TASK GOAL: In your copy, leave out the pictures; write out all the data exactly.

SOURCE EXCERPT:
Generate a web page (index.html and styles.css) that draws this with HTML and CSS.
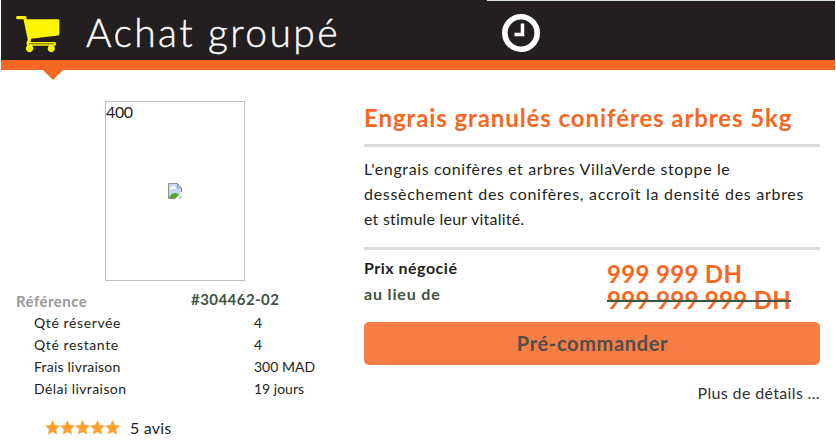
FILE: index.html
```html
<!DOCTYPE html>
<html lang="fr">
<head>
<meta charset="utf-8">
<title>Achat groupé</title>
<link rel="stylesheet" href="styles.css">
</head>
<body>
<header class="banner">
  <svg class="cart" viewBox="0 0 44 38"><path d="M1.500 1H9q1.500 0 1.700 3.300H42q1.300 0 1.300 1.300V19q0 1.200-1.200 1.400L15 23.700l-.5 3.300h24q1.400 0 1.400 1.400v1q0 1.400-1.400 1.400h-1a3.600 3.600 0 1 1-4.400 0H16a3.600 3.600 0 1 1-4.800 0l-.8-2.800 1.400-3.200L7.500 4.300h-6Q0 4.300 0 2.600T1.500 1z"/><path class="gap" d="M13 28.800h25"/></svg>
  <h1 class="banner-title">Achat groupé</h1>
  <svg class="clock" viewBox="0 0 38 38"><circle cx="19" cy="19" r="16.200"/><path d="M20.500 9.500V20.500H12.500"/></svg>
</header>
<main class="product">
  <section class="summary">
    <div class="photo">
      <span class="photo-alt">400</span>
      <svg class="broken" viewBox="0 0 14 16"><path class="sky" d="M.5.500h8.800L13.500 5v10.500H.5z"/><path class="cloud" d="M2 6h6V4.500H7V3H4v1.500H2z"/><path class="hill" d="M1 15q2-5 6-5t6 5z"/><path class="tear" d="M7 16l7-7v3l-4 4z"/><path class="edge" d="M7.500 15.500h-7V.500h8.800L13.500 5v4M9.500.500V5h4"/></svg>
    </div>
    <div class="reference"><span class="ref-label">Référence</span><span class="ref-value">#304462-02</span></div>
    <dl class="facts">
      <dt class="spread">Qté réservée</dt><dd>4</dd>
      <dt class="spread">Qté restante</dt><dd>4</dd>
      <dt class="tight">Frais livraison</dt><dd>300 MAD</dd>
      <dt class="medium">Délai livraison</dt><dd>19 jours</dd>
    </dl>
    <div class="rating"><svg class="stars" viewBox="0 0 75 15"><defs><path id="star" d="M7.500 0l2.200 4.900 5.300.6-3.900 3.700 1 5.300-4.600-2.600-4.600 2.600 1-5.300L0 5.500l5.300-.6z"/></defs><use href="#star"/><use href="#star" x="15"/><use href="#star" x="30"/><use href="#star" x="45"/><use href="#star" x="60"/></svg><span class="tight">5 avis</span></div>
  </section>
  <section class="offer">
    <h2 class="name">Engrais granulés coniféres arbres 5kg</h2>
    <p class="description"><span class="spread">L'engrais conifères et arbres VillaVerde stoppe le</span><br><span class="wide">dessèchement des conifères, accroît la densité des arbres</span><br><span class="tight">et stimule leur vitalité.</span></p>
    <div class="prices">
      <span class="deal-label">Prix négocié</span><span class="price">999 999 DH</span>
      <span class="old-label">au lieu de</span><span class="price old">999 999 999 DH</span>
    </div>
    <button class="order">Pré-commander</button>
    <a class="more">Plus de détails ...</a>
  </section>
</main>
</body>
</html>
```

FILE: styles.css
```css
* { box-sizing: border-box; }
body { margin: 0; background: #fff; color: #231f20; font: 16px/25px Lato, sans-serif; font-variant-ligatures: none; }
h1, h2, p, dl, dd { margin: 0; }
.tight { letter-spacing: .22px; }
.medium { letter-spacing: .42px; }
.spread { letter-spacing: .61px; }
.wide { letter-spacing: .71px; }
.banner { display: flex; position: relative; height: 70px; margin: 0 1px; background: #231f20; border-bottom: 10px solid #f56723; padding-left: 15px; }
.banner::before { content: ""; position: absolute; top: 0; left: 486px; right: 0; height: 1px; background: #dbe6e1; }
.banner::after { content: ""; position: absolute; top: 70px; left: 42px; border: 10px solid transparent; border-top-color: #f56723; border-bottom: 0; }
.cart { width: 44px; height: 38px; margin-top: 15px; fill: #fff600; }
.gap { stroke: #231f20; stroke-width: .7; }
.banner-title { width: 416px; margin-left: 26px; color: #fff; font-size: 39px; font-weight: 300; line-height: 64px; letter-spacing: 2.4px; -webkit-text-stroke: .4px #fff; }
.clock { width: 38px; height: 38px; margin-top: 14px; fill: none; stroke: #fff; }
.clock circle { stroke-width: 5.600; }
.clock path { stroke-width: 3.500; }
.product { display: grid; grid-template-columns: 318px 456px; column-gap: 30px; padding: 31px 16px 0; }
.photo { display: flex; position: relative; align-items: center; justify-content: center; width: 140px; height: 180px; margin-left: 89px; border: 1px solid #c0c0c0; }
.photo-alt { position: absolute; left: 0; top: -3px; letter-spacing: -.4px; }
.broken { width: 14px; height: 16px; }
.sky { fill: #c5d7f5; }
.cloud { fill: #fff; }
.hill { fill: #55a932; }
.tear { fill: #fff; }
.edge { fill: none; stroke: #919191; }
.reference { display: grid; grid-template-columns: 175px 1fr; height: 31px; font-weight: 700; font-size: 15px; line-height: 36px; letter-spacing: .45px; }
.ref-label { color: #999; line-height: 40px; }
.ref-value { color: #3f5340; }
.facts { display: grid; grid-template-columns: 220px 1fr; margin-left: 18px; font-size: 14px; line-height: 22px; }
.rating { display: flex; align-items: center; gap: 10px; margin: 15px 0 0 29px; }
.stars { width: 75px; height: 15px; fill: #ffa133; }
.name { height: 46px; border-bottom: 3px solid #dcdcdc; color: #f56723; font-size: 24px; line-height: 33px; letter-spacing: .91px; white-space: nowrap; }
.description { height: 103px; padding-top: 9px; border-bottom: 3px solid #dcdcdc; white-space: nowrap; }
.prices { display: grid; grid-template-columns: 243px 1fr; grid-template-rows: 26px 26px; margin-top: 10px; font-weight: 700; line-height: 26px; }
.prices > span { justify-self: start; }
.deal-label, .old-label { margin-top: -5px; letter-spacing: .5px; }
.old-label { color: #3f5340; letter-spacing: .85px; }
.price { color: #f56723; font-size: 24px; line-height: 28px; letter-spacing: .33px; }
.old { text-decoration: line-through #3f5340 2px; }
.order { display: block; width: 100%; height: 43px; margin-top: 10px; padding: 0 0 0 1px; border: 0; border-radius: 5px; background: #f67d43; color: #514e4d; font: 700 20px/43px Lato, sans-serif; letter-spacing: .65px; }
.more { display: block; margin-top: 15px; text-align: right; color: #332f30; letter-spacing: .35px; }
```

WRITTEN REPLY:
Generate a web page (index.html and styles.css) that draws this with HTML and CSS.
FILE: index.html
```html
<!DOCTYPE html>
<html lang="fr">
<head>
<meta charset="utf-8">
<title>Achat groupé</title>
<link rel="stylesheet" href="styles.css">
</head>
<body>
<header class="banner">
  <svg class="cart" viewBox="0 0 44 38"><path d="M1.500 1H9q1.500 0 1.700 3.300H42q1.300 0 1.300 1.300V19q0 1.200-1.200 1.400L15 23.700l-.5 3.300h24q1.400 0 1.400 1.400v1q0 1.400-1.400 1.400h-1a3.600 3.600 0 1 1-4.400 0H16a3.600 3.600 0 1 1-4.800 0l-.8-2.800 1.400-3.200L7.500 4.300h-6Q0 4.300 0 2.600T1.500 1z"/><path class="gap" d="M13 28.800h25"/></svg>
  <h1 class="banner-title">Achat groupé</h1>
  <svg class="clock" viewBox="0 0 38 38"><circle cx="19" cy="19" r="16.200"/><path d="M20.500 9.500V20.500H12.500"/></svg>
</header>
<main class="product">
  <section class="summary">
    <div class="photo">
      <span class="photo-alt">400</span>
      <svg class="broken" viewBox="0 0 14 16"><path class="sky" d="M.5.500h8.800L13.500 5v10.500H.5z"/><path class="cloud" d="M2 6h6V4.500H7V3H4v1.500H2z"/><path class="hill" d="M1 15q2-5 6-5t6 5z"/><path class="tear" d="M7 16l7-7v3l-4 4z"/><path class="edge" d="M7.500 15.500h-7V.500h8.800L13.500 5v4M9.500.500V5h4"/></svg>
    </div>
    <div class="reference"><span class="ref-label">Référence</span><span class="ref-value">#304462-02</span></div>
    <dl class="facts">
      <dt class="spread">Qté réservée</dt><dd>4</dd>
      <dt class="spread">Qté restante</dt><dd>4</dd>
      <dt class="tight">Frais livraison</dt><dd>300 MAD</dd>
      <dt class="medium">Délai livraison</dt><dd>19 jours</dd>
    </dl>
    <div class="rating"><svg class="stars" viewBox="0 0 75 15"><defs><path id="star" d="M7.500 0l2.200 4.900 5.300.6-3.900 3.700 1 5.300-4.600-2.600-4.600 2.600 1-5.300L0 5.500l5.300-.6z"/></defs><use href="#star"/><use href="#star" x="15"/><use href="#star" x="30"/><use href="#star" x="45"/><use href="#star" x="60"/></svg><span class="tight">5 avis</span></div>
  </section>
  <section class="offer">
    <h2 class="name">Engrais granulés coniféres arbres 5kg</h2>
    <p class="description"><span class="spread">L'engrais conifères et arbres VillaVerde stoppe le</span><br><span class="wide">dessèchement des conifères, accroît la densité des arbres</span><br><span class="tight">et stimule leur vitalité.</span></p>
    <div class="prices">
      <span class="deal-label">Prix négocié</span><span class="price">999 999 DH</span>
      <span class="old-label">au lieu de</span><span class="price old">999 999 999 DH</span>
    </div>
    <button class="order">Pré-commander</button>
    <a class="more">Plus de détails ...</a>
  </section>
</main>
</body>
</html>
```

FILE: styles.css
```css
* { box-sizing: border-box; }
body { margin: 0; background: #fff; color: #231f20; font: 16px/25px Lato, sans-serif; font-variant-ligatures: none; }
h1, h2, p, dl, dd { margin: 0; }
.tight { letter-spacing: .22px; }
.medium { letter-spacing: .42px; }
.spread { letter-spacing: .61px; }
.wide { letter-spacing: .71px; }
.banner { display: flex; position: relative; height: 70px; margin: 0 1px; background: #231f20; border-bottom: 10px solid #f56723; padding-left: 15px; }
.banner::before { content: ""; position: absolute; top: 0; left: 486px; right: 0; height: 1px; background: #dbe6e1; }
.banner::after { content: ""; position: absolute; top: 70px; left: 42px; border: 10px solid transparent; border-top-color: #f56723; border-bottom: 0; }
.cart { width: 44px; height: 38px; margin-top: 15px; fill: #fff600; }
.gap { stroke: #231f20; stroke-width: .7; }
.banner-title { width: 416px; margin-left: 26px; color: #fff; font-size: 39px; font-weight: 300; line-height: 64px; letter-spacing: 2.4px; -webkit-text-stroke: .4px #fff; }
.clock { width: 38px; height: 38px; margin-top: 14px; fill: none; stroke: #fff; }
.clock circle { stroke-width: 5.600; }
.clock path { stroke-width: 3.500; }
.product { display: grid; grid-template-columns: 318px 456px; column-gap: 30px; padding: 31px 16px 0; }
.photo { display: flex; position: relative; align-items: center; justify-content: center; width: 140px; height: 180px; margin-left: 89px; border: 1px solid #c0c0c0; }
.photo-alt { position: absolute; left: 0; top: -3px; letter-spacing: -.4px; }
.broken { width: 14px; height: 16px; }
.sky { fill: #c5d7f5; }
.cloud { fill: #fff; }
.hill { fill: #55a932; }
.tear { fill: #fff; }
.edge { fill: none; stroke: #919191; }
.reference { display: grid; grid-template-columns: 175px 1fr; height: 31px; font-weight: 700; font-size: 15px; line-height: 36px; letter-spacing: .45px; }
.ref-label { color: #999; line-height: 40px; }
.ref-value { color: #3f5340; }
.facts { display: grid; grid-template-columns: 220px 1fr; margin-left: 18px; font-size: 14px; line-height: 22px; }
.rating { display: flex; align-items: center; gap: 10px; margin: 15px 0 0 29px; }
.stars { width: 75px; height: 15px; fill: #ffa133; }
.name { height: 46px; border-bottom: 3px solid #dcdcdc; color: #f56723; font-size: 24px; line-height: 33px; letter-spacing: .91px; white-space: nowrap; }
.description { height: 103px; padding-top: 9px; border-bottom: 3px solid #dcdcdc; white-space: nowrap; }
.prices { display: grid; grid-template-columns: 243px 1fr; grid-template-rows: 26px 26px; margin-top: 10px; font-weight: 700; line-height: 26px; }
.prices > span { justify-self: start; }
.deal-label, .old-label { margin-top: -5px; letter-spacing: .5px; }
.old-label { color: #3f5340; letter-spacing: .85px; }
.price { color: #f56723; font-size: 24px; line-height: 28px; letter-spacing: .33px; }
.old { text-decoration: line-through #3f5340 2px; }
.order { display: block; width: 100%; height: 43px; margin-top: 10px; padding: 0 0 0 1px; border: 0; border-radius: 5px; background: #f67d43; color: #514e4d; font: 700 20px/43px Lato, sans-serif; letter-spacing: .65px; }
.more { display: block; margin-top: 15px; text-align: right; color: #332f30; letter-spacing: .35px; }
```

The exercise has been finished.